Furthermore, in synthesis, it is argued that high levels of welfare support provide alternative sources of income and may therefore reduce the net expected return to entrepreneurship. As a preliminary conclusion this therefore implies that entrepreneurial activity may be inversely related to the size of the state sector (Estrin, 2009, p.7). However, one must consider that expenditure in education and infrastructure are essential to enable entrepreneurs to carry on their businesses. Therefore, it is arguable that the size of the state sector is selectively inversely related to entrepreneurship activity.
Conclusion
This post has considered whether the state sector as measured by taxation and expenditure is related to entrepreneurship. The immediate response to that inquiry is to be answered in the positive. Both high taxation and expenditure are signs of a large state sector such as welfare states found in the economies of Sweden and, to a certain extent, England. Both high taxation and high expenditure by the state (i.e. unemployment benefits) translates into inhibited entrepreneurial behaviour by individuals and thus undermines entrepreneurship in the economy.

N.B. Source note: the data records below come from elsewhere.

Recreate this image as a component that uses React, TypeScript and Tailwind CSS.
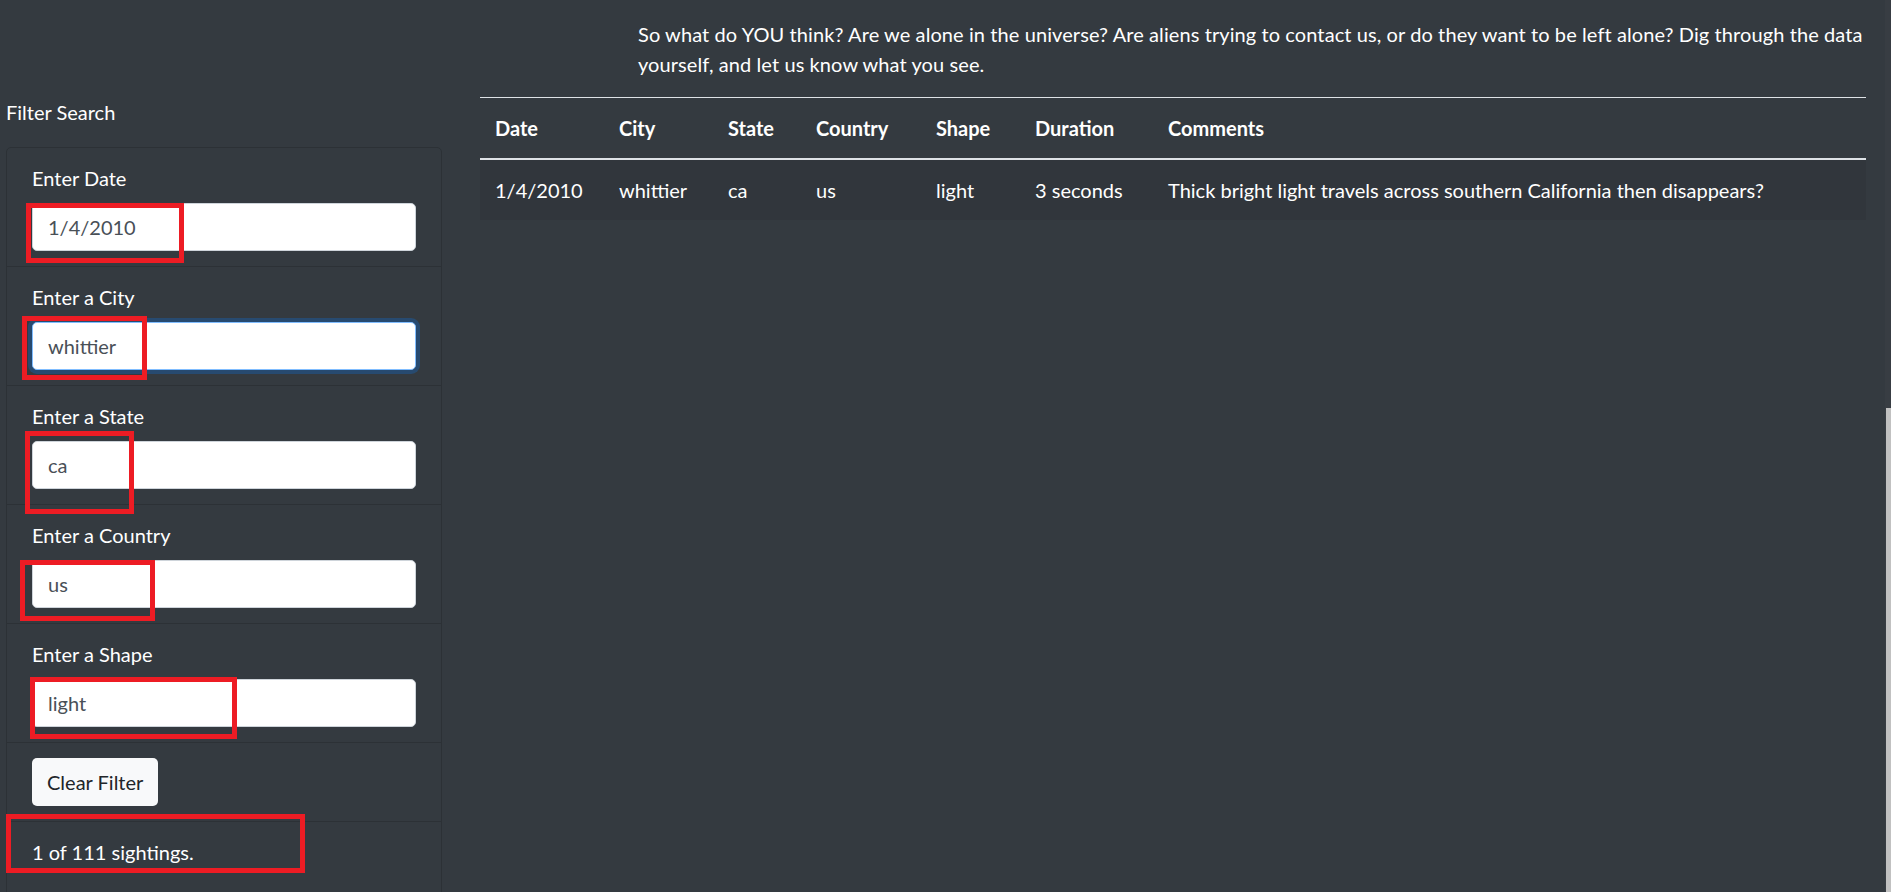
import React from 'react'

interface Sighting {
  datetime: string
  city: string
  state: string
  country: string
  shape: string
  durationMinutes: string
  comments: string
}

const sightings: Sighting[] = [
  {
    datetime: '1/4/2010',
    city: 'whittier',
    state: 'ca',
    country: 'us',
    shape: 'light',
    durationMinutes: '3 seconds',
    comments: 'Thick bright light travels across southern California then disappears?',
  },
]

const filters = [
  { id: 'datetime', label: 'Enter Date', value: '1/4/2010' },
  { id: 'city', label: 'Enter a City', value: 'whittier', focused: true },
  { id: 'state', label: 'Enter a State', value: 'ca' },
  { id: 'country', label: 'Enter a Country', value: 'us' },
  { id: 'shape', label: 'Enter a Shape', value: 'light' },
]

// red annotation frames drawn over the screenshot
const marks = [
  { key: 'date', className: 'left-[26px] top-[203px] w-[158px] h-[60px]' },
  { key: 'city', className: 'left-[22px] top-[316px] w-[125px] h-[64px]' },
  { key: 'state', className: 'left-[25px] top-[431px] w-[109px] h-[83px]' },
  { key: 'country', className: 'left-[20px] top-[560px] w-[135px] h-[61px]' },
  { key: 'shape', className: 'left-[30px] top-[677px] w-[207px] h-[62px]' },
  { key: 'count', className: 'left-[6px] top-[814px] w-[299px] h-[59px]' },
]

export default function App() {
  return (
    <div className="relative min-h-[892px] overflow-hidden bg-[#343a40] text-white font-['Lato','Open_Sans',sans-serif] text-[20px] leading-[30px]">
      <div className="flex">
        <aside className="ml-[6px] w-[436px] shrink-0 pt-[97px]">
          <div>Filter Search</div>
          <ul className="mt-[20px] rounded-t-[5px] border border-[#2c3136]">
            {filters.map((f) => (
              <li key={f.id} className="border-b border-[#2c3136] px-[25px] py-[15px]">
                <label htmlFor={f.id} className="mb-[10px] block">
                  {f.label}
                </label>
                <input
                  id={f.id}
                  type="text"
                  defaultValue={f.value}
                  className={`block h-[48px] w-full rounded-[5px] border bg-white px-[15px] text-[20px] text-[#495057] outline-none ${
                    f.focused ? 'border-[#80bdff] ring-4 ring-[#007bff]/25' : 'border-[#ced4da]'
                  }`}
                />
              </li>
            ))}
            <li className="border-b border-[#2c3136] px-[25px] py-[15px]">
              <button className="h-[48px] rounded-[5px] bg-[#f8f9fa] px-[15px] text-[#212529]">
                Clear Filter
              </button>
            </li>
            <li className="px-[25px] py-[15px] pb-[40px]">1 of 111 sightings.</li>
          </ul>
        </aside>

        <main className="ml-[38px] w-[1386px] shrink-0">
          <p className="ml-[158px] mt-[19px] whitespace-nowrap tracking-[0.09px]">
            So what do YOU think? Are we alone in the universe? Are aliens trying to contact us, or do they want to be left alone? Dig through the data
            <br />
            yourself, and let us know what you see.
          </p>

          <table className="mt-[18px] w-full table-fixed border-collapse border-t border-[#dee2e6] text-left">
            <colgroup>
              <col className="w-[124px]" />
              <col className="w-[109px]" />
              <col className="w-[88px]" />
              <col className="w-[120px]" />
              <col className="w-[99px]" />
              <col className="w-[133px]" />
              <col />
            </colgroup>
            <thead>
              <tr className="border-b-2 border-[#dee2e6]">
                {['Date', 'City', 'State', 'Country', 'Shape', 'Duration', 'Comments'].map((h) => (
                  <th key={h} className="px-[15px] py-[15px] font-bold">
                    {h}
                  </th>
                ))}
              </tr>
            </thead>
            <tbody>
              {sightings.map((s, i) => (
                <tr key={i} className="bg-[#31363c]">
                  <td className="px-[15px] py-[15px]">{s.datetime}</td>
                  <td className="px-[15px] py-[15px]">{s.city}</td>
                  <td className="px-[15px] py-[15px]">{s.state}</td>
                  <td className="px-[15px] py-[15px]">{s.country}</td>
                  <td className="px-[15px] py-[15px]">{s.shape}</td>
                  <td className="px-[15px] py-[15px]">{s.durationMinutes}</td>
                  <td className="px-[15px] py-[15px]">{s.comments}</td>
                </tr>
              ))}
            </tbody>
          </table>
        </main>
      </div>

      {marks.map((m) => (
        <div key={m.key} className={`pointer-events-none absolute border-[5px] border-[#ed1c24] ${m.className}`} />
      ))}

      {/* window scrollbar edge */}
      <div className="absolute right-0 top-0 h-full w-[6px] bg-[#383d43]">
        <div className="mt-[408px] h-[484px] w-[5px] ml-[1px] bg-[#c1c1c1]" />
      </div>
    </div>
  )
}
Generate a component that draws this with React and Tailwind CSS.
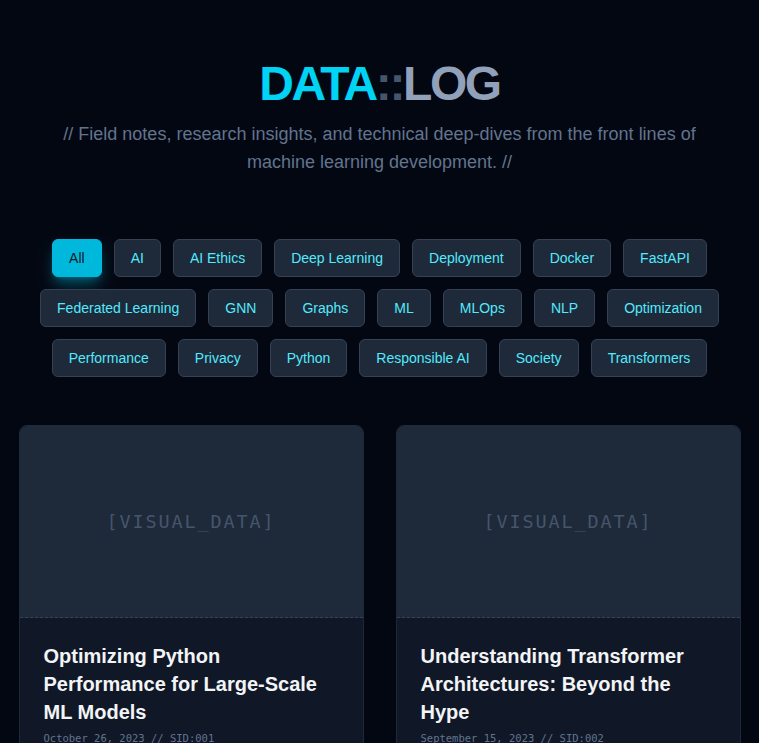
const tags = [
  "All",
  "AI",
  "AI Ethics",
  "Deep Learning",
  "Deployment",
  "Docker",
  "FastAPI",
  "Federated Learning",
  "GNN",
  "Graphs",
  "ML",
  "MLOps",
  "NLP",
  "Optimization",
  "Performance",
  "Privacy",
  "Python",
  "Responsible AI",
  "Society",
  "Transformers",
];

const posts = [
  {
    title: "Optimizing Python Performance for Large-Scale ML Models",
    date: "October 26, 2023",
    sid: "001",
  },
  {
    title: "Understanding Transformer Architectures: Beyond the Hype",
    date: "September 15, 2023",
    sid: "002",
  },
];

function PostCard({ post }) {
  return (
    <article className="overflow-hidden rounded-lg border border-gray-800 bg-gray-900">
      {/* Placeholder visual */}
      <div className="flex h-48 items-center justify-center border-b border-dashed border-gray-700 bg-gray-800">
        <span className="font-['DejaVu_Sans_Mono',monospace] text-[18.5px] tracking-widest text-slate-600">
          [VISUAL_DATA]
        </span>
      </div>
      <div className="px-6 pt-6 pb-6">
        <h3 className="text-xl leading-7 font-bold text-gray-100">{post.title}</h3>
        <p className="mt-1 font-['DejaVu_Sans_Mono',monospace] text-[10.5px] leading-4 text-slate-500">
          {post.date} // SID:{post.sid}
        </p>
      </div>
    </article>
  );
}

export default function App() {
  const active = "All";

  return (
    <div className="min-h-screen bg-gray-950 font-['Liberation_Sans',Arial,sans-serif]">
      {/* Header */}
      <header className="px-4 pt-[60px] text-center">
        <h1 className="text-5xl leading-none font-bold tracking-tighter">
          <span className="text-cyan-400">DATA</span>
          <span className="text-slate-600">::</span>
          <span className="text-slate-400">LOG</span>
        </h1>
        <p className="mx-auto mt-3 max-w-2xl text-lg leading-7 text-slate-500">
          // Field notes, research insights, and technical deep-dives from the front lines of
          machine learning development. //
        </p>
      </header>

      {/* Tag filter */}
      <div className="mt-[63px] flex flex-wrap justify-center gap-3 px-[19px]">
        {tags.map((tag) =>
          tag === active ? (
            <button
              key={tag}
              className="rounded-md border border-cyan-500 bg-cyan-500 px-4 py-2 text-sm leading-5 text-gray-900 shadow-lg shadow-cyan-500/40"
            >
              {tag}
            </button>
          ) : (
            <button
              key={tag}
              className="rounded-md border border-gray-700 bg-gray-800 px-4 py-2 text-sm leading-5 text-cyan-300"
            >
              {tag}
            </button>
          )
        )}
      </div>

      {/* Posts */}
      <main className="mt-12 grid grid-cols-2 gap-8 px-[18.5px] pb-12">
        {posts.map((post) => (
          <PostCard key={post.sid} post={post} />
        ))}
      </main>
    </div>
  );
}
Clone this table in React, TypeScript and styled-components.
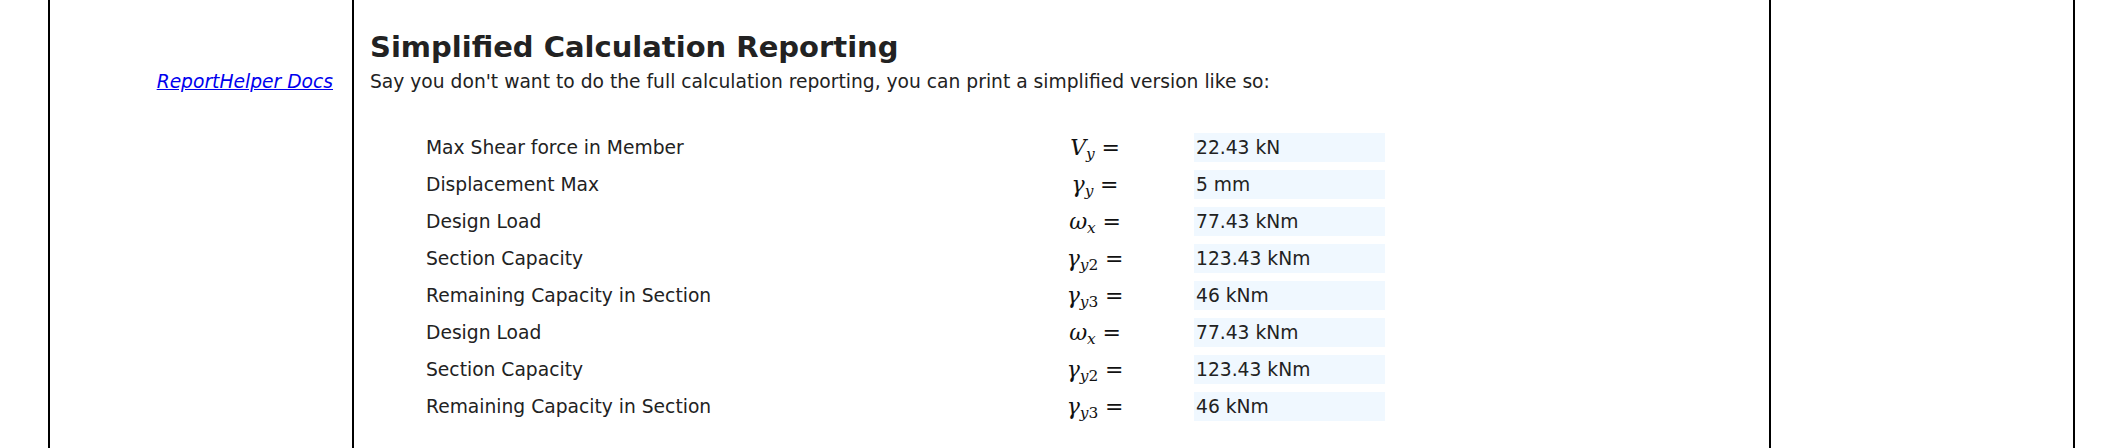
import React from "react";
import styled, { createGlobalStyle } from "styled-components";

const Global = createGlobalStyle`
  html, body { margin: 0; padding: 0; background: #ffffff; }
  body { font-family: "DejaVu Sans", "Noto Sans", sans-serif; color: #222222; }
`;

const Page = styled.div`
  display: grid;
  grid-template-columns: 304px 1417px 306px;
  padding-left: 48px;
  min-height: 448px;
`;

const Sidebar = styled.aside`
  border-left: 2px solid #000;
  padding: 71px 19px 0 0;
  text-align: right;
`;

const DocLink = styled.a`
  font-size: 18.7px;
  line-height: 22px;
  font-style: italic;
  color: #0000ee;
  text-decoration: underline;
`;

const Main = styled.main`
  border-left: 2px solid #000;
  padding: 30px 16px 0 16px;
`;

const Aside = styled.aside`
  border-left: 2px solid #000;
  border-right: 2px solid #000;
`;

const Title = styled.h2`
  margin: 0;
  font-size: 29px;
  line-height: 35px;
  font-weight: bold;
  color: #222222;
`;

const Intro = styled.p`
  margin: 6px 0 0 0;
  font-size: 18.7px;
  line-height: 22px;
  color: #222222;
`;

const Table = styled.div`
  display: grid;
  grid-template-columns: 570px 198px 191px;
  grid-auto-rows: 29px;
  row-gap: 8px;
  margin: 40px 0 0 56px;
  align-items: center;
`;

const Label = styled.div`
  font-size: 18.7px;
  color: #222222;
`;

const MathCell = styled.div`
  font-family: "DejaVu Serif", "Liberation Serif", serif;
  font-size: 22px;
  text-align: center;
  color: #111111;
  white-space: nowrap;
`;

const Var = styled.i`
  font-style: italic;
`;

const Sub = styled.span`
  font-size: 0.7em;
  position: relative;
  top: 0.25em;
`;

const SubVar = styled.i`
  font-style: italic;
`;

const Eq = styled.span`
  margin-left: 0.3em;
  font-weight: 300;
`;

const Value = styled.div`
  height: 29px;
  background: #f0f8ff;
  font-size: 18.7px;
  line-height: 29px;
  padding-left: 2px;
  color: #222222;
`;

type Row = { label: string; sym: string; sub: string; num?: string; value: string };

const rows: Row[] = [
  { label: "Max Shear force in Member", sym: "V", sub: "y", value: "22.43 kN" },
  { label: "Displacement Max", sym: "γ", sub: "y", value: "5 mm" },
  { label: "Design Load", sym: "ω", sub: "x", value: "77.43 kNm" },
  { label: "Section Capacity", sym: "γ", sub: "y", num: "2", value: "123.43 kNm" },
  { label: "Remaining Capacity in Section", sym: "γ", sub: "y", num: "3", value: "46 kNm" },
  { label: "Design Load", sym: "ω", sub: "x", value: "77.43 kNm" },
  { label: "Section Capacity", sym: "γ", sub: "y", num: "2", value: "123.43 kNm" },
  { label: "Remaining Capacity in Section", sym: "γ", sub: "y", num: "3", value: "46 kNm" },
];

export default function App() {
  return (
    <>
      <Global />
      <Page>
        <Sidebar>
          <DocLink href="#">ReportHelper Docs</DocLink>
        </Sidebar>
        <Main>
          <Title>Simplified Calculation Reporting</Title>
          <Intro>
            Say you don't want to do the full calculation reporting, you can print a simplified version like so:
          </Intro>
          <Table>
            {rows.map((r, i) => (
              <React.Fragment key={i}>
                <Label>{r.label}</Label>
                <MathCell>
                  <Var>{r.sym}</Var>
                  <Sub>
                    <SubVar>{r.sub}</SubVar>
                    {r.num}
                  </Sub>
                  <Eq>=</Eq>
                </MathCell>
                <Value>{r.value}</Value>
              </React.Fragment>
            ))}
          </Table>
        </Main>
        <Aside />
      </Page>
    </>
  );
}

It is important both to extend the economic arenas in which competent entrepreneurs can thrive, and to improve the institutions and rules of the game determining the incentive structure for entrepreneurs (Hendrekson, 2001). A continued almost exclusive reliance on taxation for the financing of key services like education, health care (such as the NHS), child care and care of the elderly can, for the reasons explored in this post be expected to become increasingly problematic (Henreksson, 2005) not only for the state’s ability to control its finances but also in its ability to craft an economy that breeds and nourishes entrepreneurships. There seems to be some room for a welfare state to reform itself in ways that promote entrepreneurship, while the core of the welfare model remains intact. However, a vibrant entrepreneurial culture and the set of institutions that underpins such a culture are very remotely related to the welfare state culture and its institutions, perhaps they are even negatively related (Henreksson, 2005).